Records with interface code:

▶

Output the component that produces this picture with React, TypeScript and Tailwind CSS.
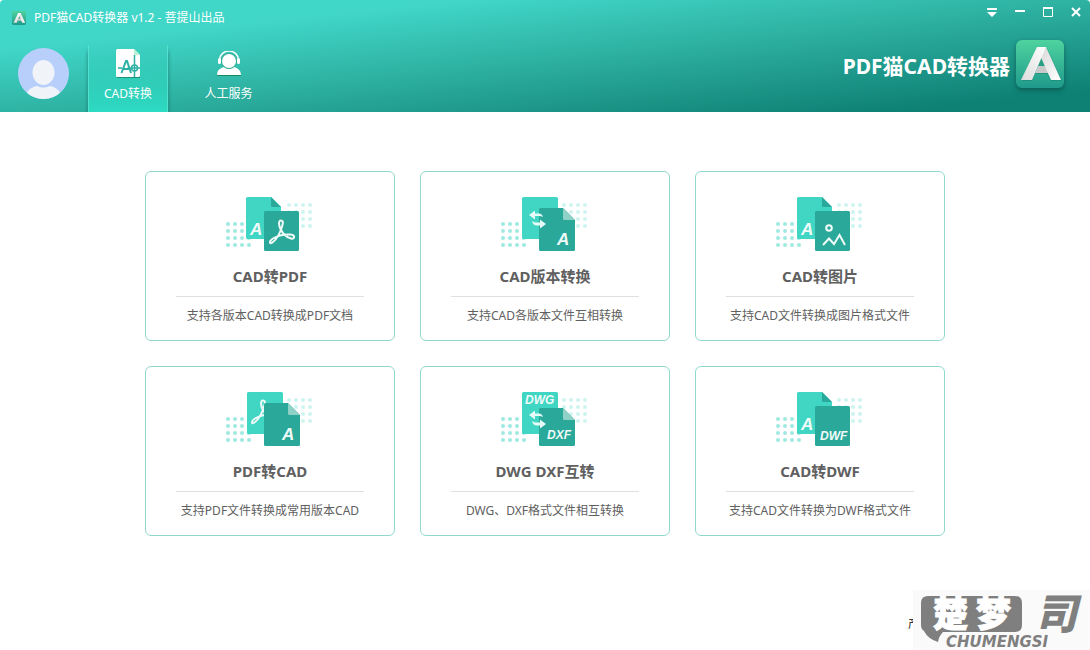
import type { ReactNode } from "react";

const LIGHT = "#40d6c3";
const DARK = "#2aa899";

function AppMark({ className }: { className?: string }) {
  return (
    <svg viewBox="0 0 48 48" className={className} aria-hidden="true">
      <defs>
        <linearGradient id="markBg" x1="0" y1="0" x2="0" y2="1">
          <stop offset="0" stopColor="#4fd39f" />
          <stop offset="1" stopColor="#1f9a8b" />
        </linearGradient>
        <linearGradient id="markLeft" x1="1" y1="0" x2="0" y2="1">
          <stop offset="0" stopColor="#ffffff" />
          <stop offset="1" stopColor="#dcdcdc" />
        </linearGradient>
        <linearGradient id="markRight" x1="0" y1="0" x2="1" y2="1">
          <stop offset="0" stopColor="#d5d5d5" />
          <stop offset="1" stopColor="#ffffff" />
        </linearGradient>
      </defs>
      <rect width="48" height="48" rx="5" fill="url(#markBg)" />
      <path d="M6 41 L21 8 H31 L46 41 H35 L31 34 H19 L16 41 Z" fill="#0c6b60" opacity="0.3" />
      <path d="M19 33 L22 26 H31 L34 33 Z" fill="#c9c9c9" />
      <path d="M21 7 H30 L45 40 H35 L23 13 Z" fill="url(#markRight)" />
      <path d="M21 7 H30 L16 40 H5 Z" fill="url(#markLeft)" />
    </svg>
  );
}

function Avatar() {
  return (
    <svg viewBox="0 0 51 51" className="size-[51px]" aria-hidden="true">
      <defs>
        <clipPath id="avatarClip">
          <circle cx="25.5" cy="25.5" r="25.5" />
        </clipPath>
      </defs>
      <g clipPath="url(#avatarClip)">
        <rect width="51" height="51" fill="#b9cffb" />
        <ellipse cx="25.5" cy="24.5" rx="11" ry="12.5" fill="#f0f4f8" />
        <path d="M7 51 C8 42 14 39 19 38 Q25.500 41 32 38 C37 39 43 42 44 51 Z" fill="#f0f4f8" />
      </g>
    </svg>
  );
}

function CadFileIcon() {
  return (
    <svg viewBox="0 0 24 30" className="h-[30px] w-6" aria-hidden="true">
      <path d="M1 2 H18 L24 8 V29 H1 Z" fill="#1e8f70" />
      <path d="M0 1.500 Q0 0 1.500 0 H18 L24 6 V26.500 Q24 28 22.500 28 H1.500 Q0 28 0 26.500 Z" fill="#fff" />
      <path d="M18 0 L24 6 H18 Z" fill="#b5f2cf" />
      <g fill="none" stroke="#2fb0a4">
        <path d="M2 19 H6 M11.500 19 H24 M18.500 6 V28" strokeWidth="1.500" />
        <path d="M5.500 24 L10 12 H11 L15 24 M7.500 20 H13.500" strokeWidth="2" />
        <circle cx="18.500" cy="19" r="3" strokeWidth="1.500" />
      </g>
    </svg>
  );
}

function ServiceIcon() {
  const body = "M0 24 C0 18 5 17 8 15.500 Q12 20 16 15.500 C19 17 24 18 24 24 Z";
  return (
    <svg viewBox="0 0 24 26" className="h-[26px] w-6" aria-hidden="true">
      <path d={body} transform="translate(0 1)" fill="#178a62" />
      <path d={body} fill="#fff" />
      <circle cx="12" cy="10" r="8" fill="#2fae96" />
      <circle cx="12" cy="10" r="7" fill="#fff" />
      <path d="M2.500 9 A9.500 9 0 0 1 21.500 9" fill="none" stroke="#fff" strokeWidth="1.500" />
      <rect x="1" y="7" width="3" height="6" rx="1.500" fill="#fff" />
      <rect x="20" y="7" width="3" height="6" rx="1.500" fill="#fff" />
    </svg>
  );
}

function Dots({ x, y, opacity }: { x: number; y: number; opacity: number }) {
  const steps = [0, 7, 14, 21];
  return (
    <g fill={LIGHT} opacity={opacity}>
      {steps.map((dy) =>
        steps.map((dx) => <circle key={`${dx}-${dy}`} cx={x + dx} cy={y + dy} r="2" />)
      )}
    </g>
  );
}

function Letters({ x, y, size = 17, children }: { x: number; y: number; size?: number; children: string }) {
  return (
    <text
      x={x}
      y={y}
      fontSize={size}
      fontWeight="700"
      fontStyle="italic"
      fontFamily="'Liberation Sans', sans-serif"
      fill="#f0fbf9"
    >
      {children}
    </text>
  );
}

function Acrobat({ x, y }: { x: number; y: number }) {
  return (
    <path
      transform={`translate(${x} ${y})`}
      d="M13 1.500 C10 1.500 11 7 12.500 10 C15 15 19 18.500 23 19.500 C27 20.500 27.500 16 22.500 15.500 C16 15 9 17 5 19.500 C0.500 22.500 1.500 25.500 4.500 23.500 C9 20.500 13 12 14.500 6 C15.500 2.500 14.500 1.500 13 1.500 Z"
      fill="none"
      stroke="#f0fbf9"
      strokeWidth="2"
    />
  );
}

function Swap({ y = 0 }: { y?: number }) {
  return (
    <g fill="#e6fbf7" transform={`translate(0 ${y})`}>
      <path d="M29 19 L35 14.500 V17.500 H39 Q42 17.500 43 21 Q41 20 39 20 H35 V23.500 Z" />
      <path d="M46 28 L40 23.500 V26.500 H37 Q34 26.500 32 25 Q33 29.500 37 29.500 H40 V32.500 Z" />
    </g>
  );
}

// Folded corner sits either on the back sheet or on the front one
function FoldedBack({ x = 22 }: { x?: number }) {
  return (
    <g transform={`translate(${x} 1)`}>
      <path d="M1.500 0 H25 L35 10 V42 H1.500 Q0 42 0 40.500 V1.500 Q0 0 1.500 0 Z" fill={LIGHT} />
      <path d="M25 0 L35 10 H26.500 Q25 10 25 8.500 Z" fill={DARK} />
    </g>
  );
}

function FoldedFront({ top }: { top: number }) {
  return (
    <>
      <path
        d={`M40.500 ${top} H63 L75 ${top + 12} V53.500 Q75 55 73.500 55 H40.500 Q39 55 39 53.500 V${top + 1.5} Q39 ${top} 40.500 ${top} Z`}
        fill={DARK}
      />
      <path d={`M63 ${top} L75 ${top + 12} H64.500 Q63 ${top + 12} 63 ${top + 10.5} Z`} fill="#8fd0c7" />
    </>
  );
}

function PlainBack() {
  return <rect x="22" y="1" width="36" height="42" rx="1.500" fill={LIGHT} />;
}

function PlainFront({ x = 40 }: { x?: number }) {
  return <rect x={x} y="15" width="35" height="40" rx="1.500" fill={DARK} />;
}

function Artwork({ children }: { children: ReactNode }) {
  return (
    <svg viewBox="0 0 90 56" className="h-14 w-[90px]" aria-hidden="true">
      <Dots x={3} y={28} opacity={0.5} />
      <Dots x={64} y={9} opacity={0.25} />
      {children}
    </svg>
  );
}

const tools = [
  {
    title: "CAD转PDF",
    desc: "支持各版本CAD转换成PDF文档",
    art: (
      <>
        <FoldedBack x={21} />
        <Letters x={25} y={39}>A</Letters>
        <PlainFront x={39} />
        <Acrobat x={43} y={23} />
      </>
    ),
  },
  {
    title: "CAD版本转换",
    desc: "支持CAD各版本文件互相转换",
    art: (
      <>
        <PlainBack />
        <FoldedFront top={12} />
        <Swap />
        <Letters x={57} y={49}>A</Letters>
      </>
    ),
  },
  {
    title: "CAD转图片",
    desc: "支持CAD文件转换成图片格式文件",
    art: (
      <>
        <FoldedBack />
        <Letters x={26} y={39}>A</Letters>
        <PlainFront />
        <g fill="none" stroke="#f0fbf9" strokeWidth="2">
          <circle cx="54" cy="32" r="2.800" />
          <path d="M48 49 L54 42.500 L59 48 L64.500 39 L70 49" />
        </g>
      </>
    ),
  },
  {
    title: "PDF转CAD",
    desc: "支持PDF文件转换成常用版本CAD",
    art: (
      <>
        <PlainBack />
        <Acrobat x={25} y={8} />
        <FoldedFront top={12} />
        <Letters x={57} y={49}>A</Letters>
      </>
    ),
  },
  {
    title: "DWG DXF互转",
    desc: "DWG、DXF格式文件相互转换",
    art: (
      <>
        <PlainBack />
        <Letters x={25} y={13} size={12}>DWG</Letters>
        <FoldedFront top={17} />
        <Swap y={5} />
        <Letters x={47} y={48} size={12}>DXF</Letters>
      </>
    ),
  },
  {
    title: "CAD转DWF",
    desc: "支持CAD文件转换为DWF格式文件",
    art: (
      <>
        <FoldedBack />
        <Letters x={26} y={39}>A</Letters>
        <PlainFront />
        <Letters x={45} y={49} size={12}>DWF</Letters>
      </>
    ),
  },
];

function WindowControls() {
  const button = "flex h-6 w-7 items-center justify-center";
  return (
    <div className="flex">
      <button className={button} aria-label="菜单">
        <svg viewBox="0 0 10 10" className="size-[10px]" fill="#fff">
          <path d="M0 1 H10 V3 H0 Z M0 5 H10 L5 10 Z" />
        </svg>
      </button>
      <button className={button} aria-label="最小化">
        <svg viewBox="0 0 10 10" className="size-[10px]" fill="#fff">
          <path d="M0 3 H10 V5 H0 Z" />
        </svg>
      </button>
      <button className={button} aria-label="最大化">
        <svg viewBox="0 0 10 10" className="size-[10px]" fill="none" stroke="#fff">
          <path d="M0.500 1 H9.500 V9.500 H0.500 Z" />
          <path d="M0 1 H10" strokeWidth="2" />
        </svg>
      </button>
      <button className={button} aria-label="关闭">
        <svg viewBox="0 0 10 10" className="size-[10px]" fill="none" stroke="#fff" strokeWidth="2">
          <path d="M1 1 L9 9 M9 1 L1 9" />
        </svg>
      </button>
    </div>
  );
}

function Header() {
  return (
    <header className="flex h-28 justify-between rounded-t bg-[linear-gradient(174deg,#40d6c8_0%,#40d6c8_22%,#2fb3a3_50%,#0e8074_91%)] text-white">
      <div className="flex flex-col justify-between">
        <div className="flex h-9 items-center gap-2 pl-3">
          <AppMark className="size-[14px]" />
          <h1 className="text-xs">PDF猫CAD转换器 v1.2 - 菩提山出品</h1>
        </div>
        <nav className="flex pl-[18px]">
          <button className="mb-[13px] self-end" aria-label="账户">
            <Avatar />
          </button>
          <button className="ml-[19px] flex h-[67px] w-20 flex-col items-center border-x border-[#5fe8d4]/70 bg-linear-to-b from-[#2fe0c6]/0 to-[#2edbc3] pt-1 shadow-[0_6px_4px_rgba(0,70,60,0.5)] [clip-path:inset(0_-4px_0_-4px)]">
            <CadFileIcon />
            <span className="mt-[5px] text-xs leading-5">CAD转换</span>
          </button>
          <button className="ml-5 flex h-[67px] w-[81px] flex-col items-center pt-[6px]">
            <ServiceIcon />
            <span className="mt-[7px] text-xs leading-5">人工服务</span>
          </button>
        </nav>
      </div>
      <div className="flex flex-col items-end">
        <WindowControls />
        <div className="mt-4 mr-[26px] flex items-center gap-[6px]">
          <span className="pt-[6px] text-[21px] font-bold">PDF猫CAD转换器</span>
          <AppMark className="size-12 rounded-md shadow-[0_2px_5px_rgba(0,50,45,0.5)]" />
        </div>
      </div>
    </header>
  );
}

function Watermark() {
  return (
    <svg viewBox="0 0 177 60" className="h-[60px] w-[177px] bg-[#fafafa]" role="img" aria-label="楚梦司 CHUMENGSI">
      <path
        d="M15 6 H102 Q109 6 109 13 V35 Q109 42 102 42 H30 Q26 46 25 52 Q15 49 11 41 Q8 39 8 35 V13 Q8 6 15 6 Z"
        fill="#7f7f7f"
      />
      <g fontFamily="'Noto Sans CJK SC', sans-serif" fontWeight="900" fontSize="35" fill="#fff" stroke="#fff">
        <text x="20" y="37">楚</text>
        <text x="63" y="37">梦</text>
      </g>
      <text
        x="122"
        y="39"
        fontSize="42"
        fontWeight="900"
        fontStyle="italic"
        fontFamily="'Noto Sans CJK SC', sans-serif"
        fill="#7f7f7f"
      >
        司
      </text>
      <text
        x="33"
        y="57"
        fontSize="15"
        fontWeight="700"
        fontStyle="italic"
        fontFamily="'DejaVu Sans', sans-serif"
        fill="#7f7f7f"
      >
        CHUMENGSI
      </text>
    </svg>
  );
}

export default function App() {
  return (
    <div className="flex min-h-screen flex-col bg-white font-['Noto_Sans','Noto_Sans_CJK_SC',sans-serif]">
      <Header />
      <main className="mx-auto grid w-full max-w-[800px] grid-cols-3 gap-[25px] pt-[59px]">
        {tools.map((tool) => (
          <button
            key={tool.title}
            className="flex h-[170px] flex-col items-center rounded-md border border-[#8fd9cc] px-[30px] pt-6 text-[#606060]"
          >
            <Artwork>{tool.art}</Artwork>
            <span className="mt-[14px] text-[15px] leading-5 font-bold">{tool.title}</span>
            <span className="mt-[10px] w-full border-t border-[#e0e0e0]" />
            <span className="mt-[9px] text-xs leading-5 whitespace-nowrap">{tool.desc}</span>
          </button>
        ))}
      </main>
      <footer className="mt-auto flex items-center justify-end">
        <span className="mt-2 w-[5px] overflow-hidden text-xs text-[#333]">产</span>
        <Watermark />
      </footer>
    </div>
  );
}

◀
▶

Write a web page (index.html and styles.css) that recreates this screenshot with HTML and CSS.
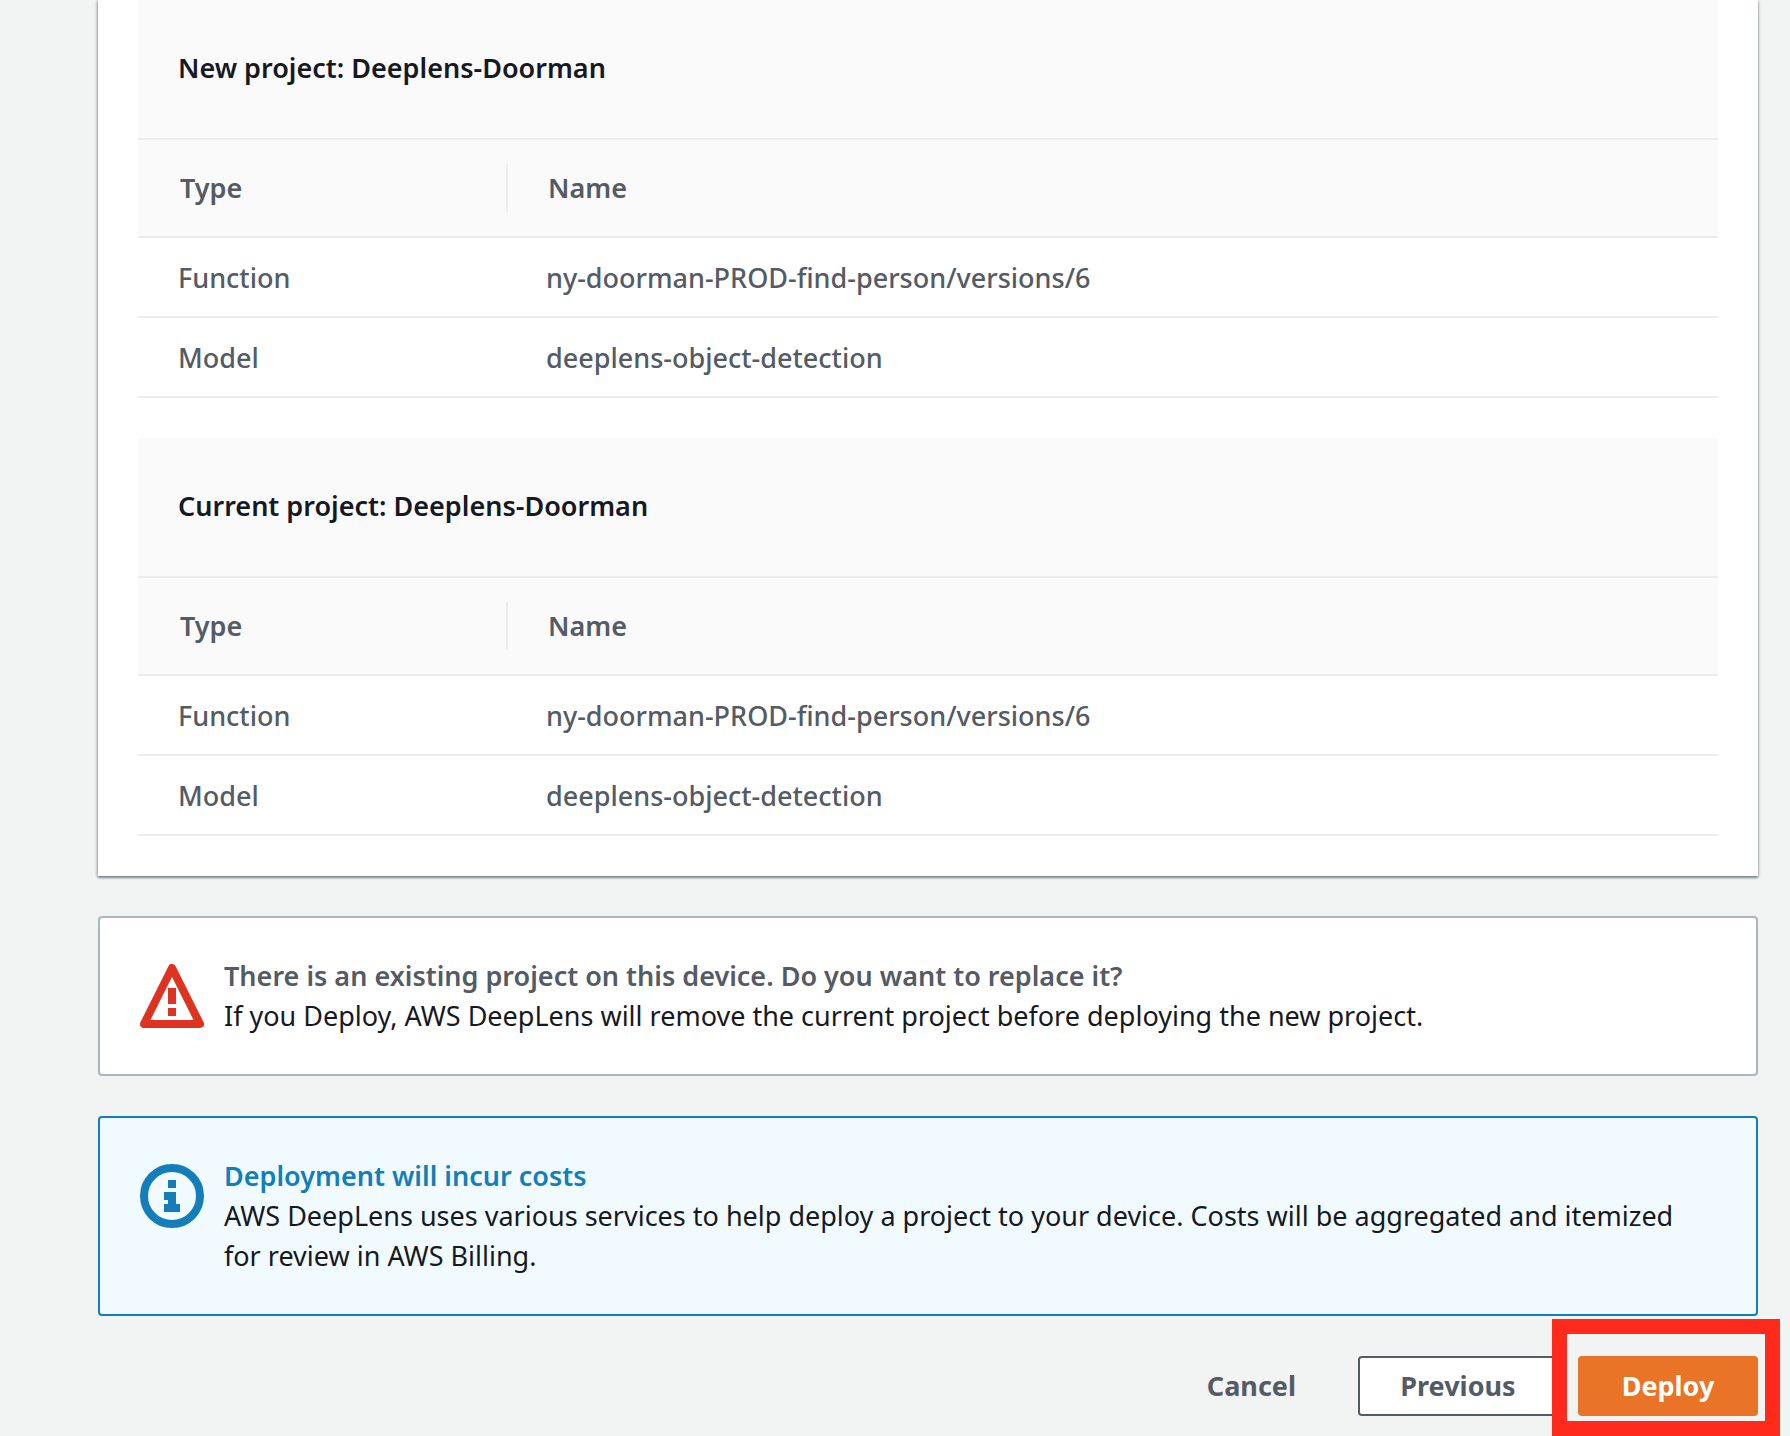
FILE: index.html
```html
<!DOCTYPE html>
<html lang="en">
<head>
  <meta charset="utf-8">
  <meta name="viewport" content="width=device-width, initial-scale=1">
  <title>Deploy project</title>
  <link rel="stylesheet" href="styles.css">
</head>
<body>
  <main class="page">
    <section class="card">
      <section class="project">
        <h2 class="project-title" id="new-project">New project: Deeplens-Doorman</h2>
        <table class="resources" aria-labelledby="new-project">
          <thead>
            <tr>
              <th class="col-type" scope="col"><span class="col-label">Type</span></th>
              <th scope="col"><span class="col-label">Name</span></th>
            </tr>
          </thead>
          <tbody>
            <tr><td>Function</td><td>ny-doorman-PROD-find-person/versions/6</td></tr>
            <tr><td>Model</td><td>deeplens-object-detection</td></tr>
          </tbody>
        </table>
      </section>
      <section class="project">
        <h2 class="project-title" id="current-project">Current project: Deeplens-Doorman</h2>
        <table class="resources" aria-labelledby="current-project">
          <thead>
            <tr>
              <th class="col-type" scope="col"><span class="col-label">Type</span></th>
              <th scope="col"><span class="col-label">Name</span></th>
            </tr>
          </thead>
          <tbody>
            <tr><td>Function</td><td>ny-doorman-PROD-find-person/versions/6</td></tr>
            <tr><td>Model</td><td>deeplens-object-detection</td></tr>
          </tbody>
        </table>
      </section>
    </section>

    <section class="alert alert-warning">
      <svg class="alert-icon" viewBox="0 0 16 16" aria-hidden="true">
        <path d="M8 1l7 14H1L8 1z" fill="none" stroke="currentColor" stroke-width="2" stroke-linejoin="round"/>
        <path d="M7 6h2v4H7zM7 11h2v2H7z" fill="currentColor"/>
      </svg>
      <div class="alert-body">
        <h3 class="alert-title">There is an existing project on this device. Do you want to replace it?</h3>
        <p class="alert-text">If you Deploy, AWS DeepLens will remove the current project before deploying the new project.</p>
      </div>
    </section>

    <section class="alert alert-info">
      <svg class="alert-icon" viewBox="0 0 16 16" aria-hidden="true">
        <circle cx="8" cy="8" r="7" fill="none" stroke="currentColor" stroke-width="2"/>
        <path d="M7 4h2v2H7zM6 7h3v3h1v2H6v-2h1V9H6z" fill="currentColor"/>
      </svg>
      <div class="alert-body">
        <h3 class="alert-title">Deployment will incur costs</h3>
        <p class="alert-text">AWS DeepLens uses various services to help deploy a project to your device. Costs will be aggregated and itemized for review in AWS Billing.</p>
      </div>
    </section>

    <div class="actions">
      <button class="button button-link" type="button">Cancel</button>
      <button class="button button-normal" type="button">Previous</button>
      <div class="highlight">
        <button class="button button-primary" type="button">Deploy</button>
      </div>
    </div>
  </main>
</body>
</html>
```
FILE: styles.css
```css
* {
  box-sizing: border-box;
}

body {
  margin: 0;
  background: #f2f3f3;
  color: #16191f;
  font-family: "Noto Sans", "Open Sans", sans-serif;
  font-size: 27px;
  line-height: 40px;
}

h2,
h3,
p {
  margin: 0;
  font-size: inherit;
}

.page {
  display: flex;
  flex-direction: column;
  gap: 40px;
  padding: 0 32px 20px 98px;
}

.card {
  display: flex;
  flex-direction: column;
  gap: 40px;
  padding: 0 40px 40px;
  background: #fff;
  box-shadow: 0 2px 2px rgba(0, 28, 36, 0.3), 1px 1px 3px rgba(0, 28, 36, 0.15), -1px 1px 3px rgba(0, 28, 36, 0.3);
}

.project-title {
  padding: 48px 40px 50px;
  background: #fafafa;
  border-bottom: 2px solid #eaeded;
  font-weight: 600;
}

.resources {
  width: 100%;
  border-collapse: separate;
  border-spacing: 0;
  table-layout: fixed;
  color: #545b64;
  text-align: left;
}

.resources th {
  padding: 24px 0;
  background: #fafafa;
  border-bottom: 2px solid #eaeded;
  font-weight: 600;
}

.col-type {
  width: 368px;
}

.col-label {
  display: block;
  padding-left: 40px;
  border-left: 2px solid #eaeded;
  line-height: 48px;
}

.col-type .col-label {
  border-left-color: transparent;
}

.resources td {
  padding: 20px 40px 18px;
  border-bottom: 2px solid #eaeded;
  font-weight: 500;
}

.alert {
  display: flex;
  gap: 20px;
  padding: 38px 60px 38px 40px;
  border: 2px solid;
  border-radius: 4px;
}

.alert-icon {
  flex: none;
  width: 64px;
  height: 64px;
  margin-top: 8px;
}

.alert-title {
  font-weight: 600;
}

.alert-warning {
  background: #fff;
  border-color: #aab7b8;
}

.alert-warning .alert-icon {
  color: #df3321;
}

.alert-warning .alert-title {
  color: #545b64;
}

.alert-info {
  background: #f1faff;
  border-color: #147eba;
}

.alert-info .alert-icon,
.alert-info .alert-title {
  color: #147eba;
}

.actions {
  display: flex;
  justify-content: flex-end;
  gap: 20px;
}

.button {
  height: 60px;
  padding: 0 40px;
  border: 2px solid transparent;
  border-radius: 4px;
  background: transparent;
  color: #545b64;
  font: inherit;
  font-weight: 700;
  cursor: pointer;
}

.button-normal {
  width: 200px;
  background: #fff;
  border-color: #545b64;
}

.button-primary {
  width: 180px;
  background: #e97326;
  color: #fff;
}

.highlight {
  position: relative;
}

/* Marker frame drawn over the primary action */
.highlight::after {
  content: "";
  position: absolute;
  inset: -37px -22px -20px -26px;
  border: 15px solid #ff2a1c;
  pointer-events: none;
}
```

◀

__Stated task__.
Tally up the lines of the listing containing the word "that". Give only the total.

__Solution to this task__.
2